Tuesday, January 30, 2007

To [sic] Much Fuss over Party Favors

To [sic] Much Fuss over Party Favors
Bevin Chu
January 30, 2007


Taipei Times Editorial: "To [sic] much fuss over party favors"


"To [sic] much fuss over party favors" not a Typo

Taipei Times:
A lot has been said in the media over the last week about the son of Minister of Education Tu Cheng-sheng (杜正勝), Tu Ming-yi (杜明夷), after it was reported that he held a birthday party at a hostess bar while completing his military service.

One could be forgiven for thinking that the senior Tu was the real target of the pan-blue attacks because of his responsibility for the government's efforts to desinify the nation's education system.


Comment: Of course Tu senior is the real target of Pan Blue criticism of Tu junior. Why wouldn't he be? The Pan Blue voices who spoke out recently about Tu junior's nocturnal whoring never pretended he wasn't.

Tu senior is Minister of Education. According to defenders of democracy, pompous bureaucrats such as Tu are responsible for educating the citizens of the nation. Why wouldn't Pan Blue voices criticize Tu senior for failing to properly educate his own son?

Not to mention the editors of the Taipei Times, who don't even know the difference between the adverb "too" and the preposition "to."

See the screenshot of the Taipei Times editorial above.
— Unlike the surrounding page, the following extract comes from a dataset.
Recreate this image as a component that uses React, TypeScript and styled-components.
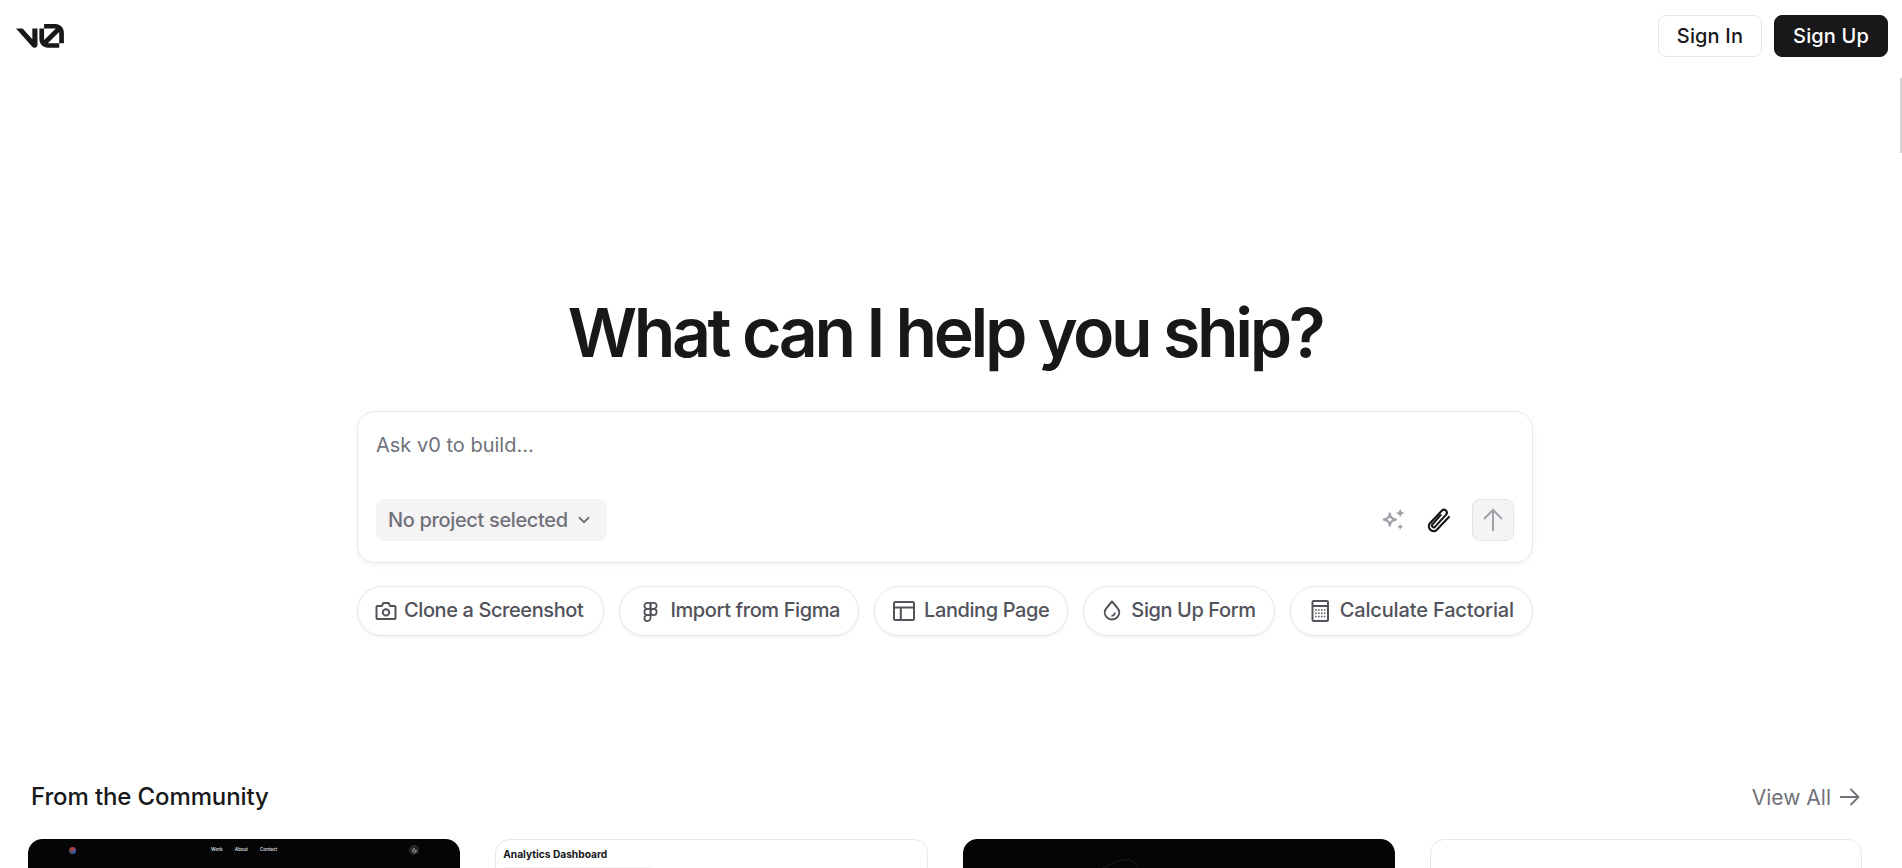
import React from "react";
import styled, { createGlobalStyle } from "styled-components";
import { Figma, ChevronDown, Moon } from "lucide-react";

const Global = createGlobalStyle`
  html, body { margin: 0; padding: 0; height: 100%; overflow: hidden; background: #fff; }
  body { font-family: Inter, "Liberation Sans", sans-serif; color: #18181b; }
  * { box-sizing: border-box; }
`;

const Page = styled.div`
  height: 868px;
  overflow: hidden;
  display: flex;
  flex-direction: column;
`;

const Header = styled.header`
  display: flex;
  align-items: center;
  justify-content: space-between;
  padding: 15px 14px 0 16px;
`;

const Actions = styled.div`
  display: flex;
  gap: 12px;
`;

const HeaderButton = styled.button<{ $dark?: boolean }>`
  height: 42px;
  padding: 0 18px;
  border-radius: 8px;
  font: 500 20px/1 Inter, sans-serif;
  letter-spacing: 0.15px;
  border: 1px solid ${(p) => (p.$dark ? "#18181b" : "#e8e8ea")};
  background: ${(p) => (p.$dark ? "#18181b" : "#fff")};
  color: ${(p) => (p.$dark ? "#fff" : "#18181b")};
`;

const ScrollThumb = styled.div`
  position: fixed;
  top: 78px;
  right: 0;
  width: 2px;
  height: 75px;
  background: #d4d4d4;
`;

const Hero = styled.main`
  display: flex;
  flex-direction: column;
  align-items: center;
  padding: 235px 12px 0 0;
`;

const Title = styled.h1`
  margin: 0;
  font: 600 68px/80px Inter, sans-serif;
  letter-spacing: -3.4px;
  color: #18181b;
`;

const Prompt = styled.div`
  width: 1176px;
  height: 152px;
  margin-top: 39px;
  padding: 18px 18px 21px 18px;
  border: 1px solid #e8e8ea;
  border-radius: 18px;
  background: #fff;
  box-shadow: 0 2px 6px rgba(0, 0, 0, 0.05);
  display: flex;
  flex-direction: column;
  justify-content: space-between;
`;

const Placeholder = styled.div`
  font: 400 20px/30px Inter, sans-serif;
  color: #71717a;
`;

const PromptFooter = styled.div`
  display: flex;
  align-items: center;
  justify-content: space-between;
`;

const ProjectPill = styled.button`
  display: flex;
  align-items: center;
  gap: 7px;
  height: 42px;
  padding: 0 14px 0 12px;
  border: 0;
  border-radius: 8px;
  background: #f4f4f5;
  color: #71717a;
  font: 500 20px/1 Inter, sans-serif;
  letter-spacing: -0.35px;
`;

const Tools = styled.div`
  display: flex;
  align-items: center;
`;

const SparkSlot = styled.span`
  display: flex;
  margin-right: 19px;
`;

const ClipSlot = styled.span`
  display: flex;
  margin-right: 20px;
`;

const SendButton = styled.button`
  width: 42px;
  height: 42px;
  display: flex;
  align-items: center;
  justify-content: center;
  padding: 0;
  border: 1px solid #e4e4e7;
  border-radius: 8px;
  background: #f4f4f5;
  color: #a1a1aa;
`;

const ChipRow = styled.div`
  width: 1176px;
  margin-top: 23px;
  display: flex;
  justify-content: space-between;
`;

const Chip = styled.button<{ $left?: number; $right?: number; $gap?: number }>`
  display: flex;
  align-items: center;
  gap: ${(p) => p.$gap ?? 9}px;
  height: 50px;
  padding: 0 ${(p) => p.$right ?? 18}px 0 ${(p) => p.$left ?? 18}px;
  border: 1px solid #e8e8ea;
  border-radius: 25px;
  background: #fff;
  box-shadow: 0 1px 3px rgba(0, 0, 0, 0.07);
  color: #52525b;
  font: 500 20px/1 Inter, sans-serif;
  white-space: nowrap;
`;

const ChipLabel = styled.span<{ $tracking?: number }>`
  padding-bottom: 2px;
  letter-spacing: ${(p) => p.$tracking ?? -0.4}px;
`;

const Community = styled.section`
  margin-top: 145px;
  padding: 0 40px 0 28px;
`;

const CommunityHead = styled.div`
  display: flex;
  align-items: center;
  justify-content: space-between;
  padding: 0 2px 0 3px;
  height: 32px;
`;

const CommunityTitle = styled.h2`
  margin: 0;
  font: 500 24px/32px Inter, sans-serif;
  letter-spacing: -0.12px;
  color: #18181b;
`;

const ViewAll = styled.a`
  display: flex;
  align-items: center;
  gap: 9px;
  font: 400 21px/1 Inter, sans-serif;
  color: #71717a;
`;

const Cards = styled.div`
  margin-top: 26px;
  display: grid;
  grid-template-columns: repeat(4, 1fr);
  gap: 35px;
`;

const Card = styled.article<{ $dark?: boolean }>`
  height: 260px;
  border-radius: 14px;
  overflow: hidden;
  border: 1px solid ${(p) => (p.$dark ? "#050507" : "#e8e8ea")};
  background: ${(p) => (p.$dark ? "#050507" : "#fff")};
`;

const MiniNav = styled.div`
  display: grid;
  grid-template-columns: 1fr auto 1fr;
  align-items: center;
  padding: 4px 40px 3px;
  height: 19px;
`;

const MiniLogo = styled.span`
  width: 7px;
  height: 7px;
  border-radius: 50%;
  background: conic-gradient(#c0392b, #2d5fb8, #555, #c0392b);
`;

const MiniLinks = styled.div`
  display: flex;
  gap: 12px;
  font: 500 4.6px/1 Inter, sans-serif;
  color: #e4e4e7;
`;

const MiniAvatar = styled.span`
  justify-self: end;
  display: flex;
  align-items: center;
  justify-content: center;
  width: 10px;
  height: 10px;
  border-radius: 50%;
  background: #27272a;
  color: #e4e4e7;
`;

const DashTitle = styled.div`
  padding: 7px 7px 0;
  font: 700 10.2px/14px Inter, sans-serif;
  color: #18181b;
`;

const DashTabs = styled.div`
  margin: 6px 7px 0;
  width: 150px;
  height: 20px;
  padding: 1px;
  border-radius: 3px;
  background: #f4f4f5;
`;

const DashTab = styled.div`
  width: 34px;
  height: 18px;
  border-radius: 2px;
  background: #fff;
`;

const FaintShape = styled.svg`
  display: block;
`;

const Spark = () => (
  <svg width="25" height="24" viewBox="0 0 25 24" fill="none">
    <path d="M7.8 5.6 C8.4 9.4 9.6 10.6 13.8 11.6 C9.6 12.6 8.4 13.8 7.8 17.6 C7.2 13.8 6 12.6 1.8 11.6 C6 10.6 7.2 9.4 7.8 5.6 Z" stroke="#a1a1aa" strokeWidth="2.2" strokeLinejoin="round" />
    <path d="M18.2 0.4 C18.9 3.3 19.8 4.2 23 5 C19.8 5.8 18.9 6.7 18.2 9.6 C17.5 6.7 16.6 5.8 13.4 5 C16.6 4.2 17.5 3.3 18.2 0.4 Z" fill="#a1a1aa" />
    <path d="M18.2 15.4 C18.7 17.4 19.2 18 21.4 18.7 C19.2 19.4 18.7 20 18.2 22 C17.7 20 17.2 19.4 15 18.7 C17.2 18 17.7 17.4 18.2 15.4 Z" fill="#a1a1aa" />
  </svg>
);

const Clip = () => (
  <svg width="26" height="28" viewBox="0 0 24 26" fill="none" stroke="#18181b" strokeWidth="2" strokeLinecap="round" strokeLinejoin="round">
    <path d="M13.5 8.5 L5.8 17.2 C4.6 18.6 6.8 20.8 8.2 19.4 L18.6 8 C20.8 5.4 17.2 1.8 14.8 4.2 L3.8 15.8 C0 20 6 26.2 10 22 L21.2 10.2" />
  </svg>
);

const UpArrow = () => (
  <svg width="22" height="24" viewBox="0 0 22 24" fill="none" stroke="#a1a1aa" strokeWidth="2">
    <path d="M11 2 V23 M2 11 L11 2 L20 11" />
  </svg>
);

const CameraIcon = () => (
  <svg width="22" height="22" viewBox="0 0 22 22" fill="none" stroke="#52525b" strokeWidth="2" strokeLinejoin="round">
    <path d="M2.5 6 H6.8 L8.4 3 H13.6 L15.2 6 H19.5 C20.2 6 20.5 6.4 20.5 7 V18 C20.5 18.7 20.2 19 19.5 19 H2.5 C1.8 19 1.5 18.7 1.5 18 V7 C1.5 6.4 1.8 6 2.5 6 Z" />
    <circle cx="11" cy="12.4" r="3.2" />
  </svg>
);

const LayoutIcon = () => (
  <svg width="22" height="22" viewBox="0 0 22 22" fill="none" stroke="#52525b" strokeWidth="2">
    <rect x="1" y="2" width="20" height="18" rx="1.5" />
    <path d="M1 7.5 H21 M7.8 7.5 V20" />
  </svg>
);

const Drop = () => (
  <svg width="20" height="22" viewBox="1 0 20 22" fill="none" stroke="#52525b" strokeWidth="2" strokeLinecap="round" strokeLinejoin="round">
    <path d="M11 1.5 L16.2 7.6 C18.9 10.8 18.8 14.6 16.4 17.1 C13.4 20.2 8.6 20.2 5.6 17.1 C3.2 14.6 3.1 10.8 5.8 7.6 Z" />
    <path d="M13.8 13.2 C13.6 14.8 12.6 15.7 11 16" strokeWidth="1.7" />
  </svg>
);

const Calc = () => (
  <svg width="22" height="22" viewBox="0 0 22 22" fill="none" stroke="#52525b" strokeWidth="2">
    <rect x="3.5" y="1" width="15.5" height="20" rx="1.2" />
    <path d="M3.5 6 H19" />
    <path d="M6.2 10 H16.4 M6.2 13.2 H16.4 M6.2 16.4 H16.4" strokeWidth="1.5" strokeDasharray="1.5 1.4" />
  </svg>
);

const ViewArrow = () => (
  <svg width="20" height="18" viewBox="0 0 20 18" fill="none" stroke="#71717a" strokeWidth="1.8">
    <path d="M0 9 H18.5 M10.5 1 L18.5 9 L10.5 17" />
  </svg>
);

const Logo = () => (
  <svg width="48" height="24" viewBox="0 0 40 20" fill="#18181b">
    <path d="M23.3919 0H32.9188C36.7819 0 39.9136 3.13165 39.9136 6.99475V16.0805H36.0006V6.99475C36.0006 6.90167 35.9969 6.80925 35.9898 6.71766L26.4628 16.079C26.4949 16.08 26.5272 16.0805 26.5595 16.0805H36.0006V19.7762H26.5595C22.6964 19.7762 19.4788 16.6139 19.4788 12.7508V3.68923H23.3919V12.7508C23.3919 12.9253 23.4054 13.0977 23.4316 13.2668L33.1682 3.6995C33.0861 3.6927 33.003 3.68923 32.9188 3.68923H23.3919V0Z" />
    <path d="M13.7688 19.0956L0 3.68759H5.53933L13.6231 12.7337V3.68759H17.9V17.5746C17.9 19.6705 15.1654 20.6584 13.7688 19.0956Z" />
  </svg>
);

export default function App() {
  return (
    <Page>
      <Global />
      <Header>
        <Logo />
        <Actions>
          <HeaderButton>Sign In</HeaderButton>
          <HeaderButton $dark>Sign Up</HeaderButton>
        </Actions>
      </Header>
      <ScrollThumb />
      <Hero>
        <Title>What can I help you ship?</Title>
        <Prompt>
          <Placeholder>Ask v0 to build...</Placeholder>
          <PromptFooter>
            <ProjectPill>
              No project selected
              <ChevronDown size={18} strokeWidth={2.4} />
            </ProjectPill>
            <Tools>
              <SparkSlot><Spark /></SparkSlot>
              <ClipSlot><Clip /></ClipSlot>
              <SendButton><UpArrow /></SendButton>
            </Tools>
          </PromptFooter>
        </Prompt>
        <ChipRow>
          <Chip $left={17} $right={20} $gap={7}><CameraIcon /><ChipLabel>Clone a Screenshot</ChipLabel></Chip>
          <Chip $left={20}><Figma size={21} strokeWidth={2} /><ChipLabel>Import from Figma</ChipLabel></Chip>
          <Chip><LayoutIcon /><ChipLabel>Landing Page</ChipLabel></Chip>
          <Chip><Drop /><ChipLabel>Sign Up Form</ChipLabel></Chip>
          <Chip><Calc /><ChipLabel $tracking={-0.15}>Calculate Factorial</ChipLabel></Chip>
        </ChipRow>
      </Hero>
      <Community>
        <CommunityHead>
          <CommunityTitle>From the Community</CommunityTitle>
          <ViewAll>View All <ViewArrow /></ViewAll>
        </CommunityHead>
        <Cards>
          <Card $dark>
            <MiniNav>
              <MiniLogo />
              <MiniLinks><span>Work</span><span>About</span><span>Contact</span></MiniLinks>
              <MiniAvatar><Moon size={5} strokeWidth={3} /></MiniAvatar>
            </MiniNav>
          </Card>
          <Card>
            <DashTitle>Analytics Dashboard</DashTitle>
            <DashTabs><DashTab /></DashTabs>
          </Card>
          <Card $dark>
            <FaintShape width="432" height="40" viewBox="0 0 432 40" fill="none">
              <path d="M135 30 C 150 22 160 18 165 20 C 170 21 173 24 175 30" stroke="#1c1c20" strokeWidth="1" />
            </FaintShape>
          </Card>
          <Card />
        </Cards>
      </Community>
    </Page>
  );
}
The Taiwan independence nomenklatura devotes so much time and energy to indoctrinating the Chinese people on Taiwan with a "Taiwanese, not Chinese" ethnic consciousness, it has left many of them ignorant not only of Chinese history, but even the spelling of the simplest of English words.

The Taipei Times editorial struggles mightily to justify Minister of Education Tu's Goebbelsian program of ben tu hua, which is nominally harmless "localization" but is in fact de-Sinicization.

Ironically it succeeds in doing just the opposite. It winds up being yet another illustration of what's wrong with the Taiwan independence movement's value system and policy priorities.

Or am I making "to" much fuss over rampant illiteracy under Pan Green misrule, which cares only about transforming Chinese people on Taiwan into "Stepford citizens?"

Taipei Times: The storm does bring to light a few interesting issues.

Comment: It certainly does, in a way the Taipei Times never intended.

In case you thought ignorance of Chinese history and the English language was confined to Taiwan independence True Believers, for whom English is often a second language, think again.

Here's a screenshot of the website of a Taiwan independence fellow traveler, whose "writings" I have occasionally come across.


Anti-Hypocricy? [sic] What about Anti-illiteracy?

Perhaps this meddlesome bearer of the "White Man's burden" ought to devote more effort to fighting his own illiteracy than to fighting other peoples' alleged "hypocricy."